--- Start of Given data ---

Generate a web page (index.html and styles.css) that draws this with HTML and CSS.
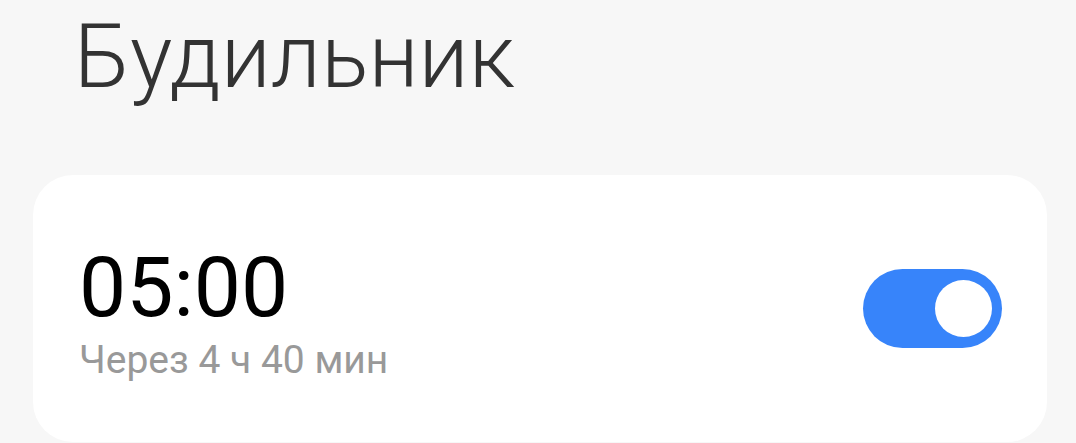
FILE: index.html
```html
<!DOCTYPE html>
<html lang="ru">
<head>
<meta charset="utf-8">
<link rel="stylesheet" href="styles.css">
</head>
<body>
<div class="page">
  <h1 class="title">Будильник</h1>
  <div class="card">
    <div class="info">
      <div class="time">05:00</div>
      <div class="sub">Через 4 ч 40 мин</div>
    </div>
    <div class="toggle"><div class="knob"></div></div>
  </div>
</div>
</body>
</html>
```
FILE: styles.css
```css
html, body {
  margin: 0;
  padding: 0;
  background: #f7f7f7;
  font-family: Roboto, "Noto Sans", sans-serif;
}
.page {
  padding: 0 29px 0 33px;
  overflow: hidden;
  height: 443px;
}
.title {
  margin: 0;
  padding: 4px 0 0 41px;
  font-weight: 300;
  font-size: 89px;
  line-height: 106px;
  color: #333333;
  letter-spacing: 0;
}
.card {
  margin-top: 65px;
  height: 267px;
  background: #ffffff;
  border-radius: 40px;
  display: flex;
  align-items: center;
  justify-content: space-between;
  padding: 0 45px 0 46px;
}
.info {
  display: flex;
  flex-direction: column;
  padding-top: 10px;
}
.time {
  font-size: 84px;
  line-height: 86px;
  color: #000;
  font-weight: 400;
}
.sub {
  font-size: 39px;
  line-height: 46px;
  color: #999999;
  margin-top: 6px;
}
.toggle {
  width: 139px;
  height: 79px;
  border-radius: 40px;
  background: #3784fa;
  display: flex;
  align-items: center;
  justify-content: flex-end;
  padding-right: 10px;
  box-sizing: border-box;
}
.knob {
  width: 57px;
  height: 57px;
  border-radius: 50%;
  background: #fff;
}
```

--- End of Given data ---

» **What the task asks**
Set down the complete material exactly, but do not include the images.

» **Right answer**
Generate a web page (index.html and styles.css) that draws this with HTML and CSS.
FILE: index.html
```html
<!DOCTYPE html>
<html lang="ru">
<head>
<meta charset="utf-8">
<link rel="stylesheet" href="styles.css">
</head>
<body>
<div class="page">
  <h1 class="title">Будильник</h1>
  <div class="card">
    <div class="info">
      <div class="time">05:00</div>
      <div class="sub">Через 4 ч 40 мин</div>
    </div>
    <div class="toggle"><div class="knob"></div></div>
  </div>
</div>
</body>
</html>
```
FILE: styles.css
```css
html, body {
  margin: 0;
  padding: 0;
  background: #f7f7f7;
  font-family: Roboto, "Noto Sans", sans-serif;
}
.page {
  padding: 0 29px 0 33px;
  overflow: hidden;
  height: 443px;
}
.title {
  margin: 0;
  padding: 4px 0 0 41px;
  font-weight: 300;
  font-size: 89px;
  line-height: 106px;
  color: #333333;
  letter-spacing: 0;
}
.card {
  margin-top: 65px;
  height: 267px;
  background: #ffffff;
  border-radius: 40px;
  display: flex;
  align-items: center;
  justify-content: space-between;
  padding: 0 45px 0 46px;
}
.info {
  display: flex;
  flex-direction: column;
  padding-top: 10px;
}
.time {
  font-size: 84px;
  line-height: 86px;
  color: #000;
  font-weight: 400;
}
.sub {
  font-size: 39px;
  line-height: 46px;
  color: #999999;
  margin-top: 6px;
}
.toggle {
  width: 139px;
  height: 79px;
  border-radius: 40px;
  background: #3784fa;
  display: flex;
  align-items: center;
  justify-content: flex-end;
  padding-right: 10px;
  box-sizing: border-box;
}
.knob {
  width: 57px;
  height: 57px;
  border-radius: 50%;
  background: #fff;
}
```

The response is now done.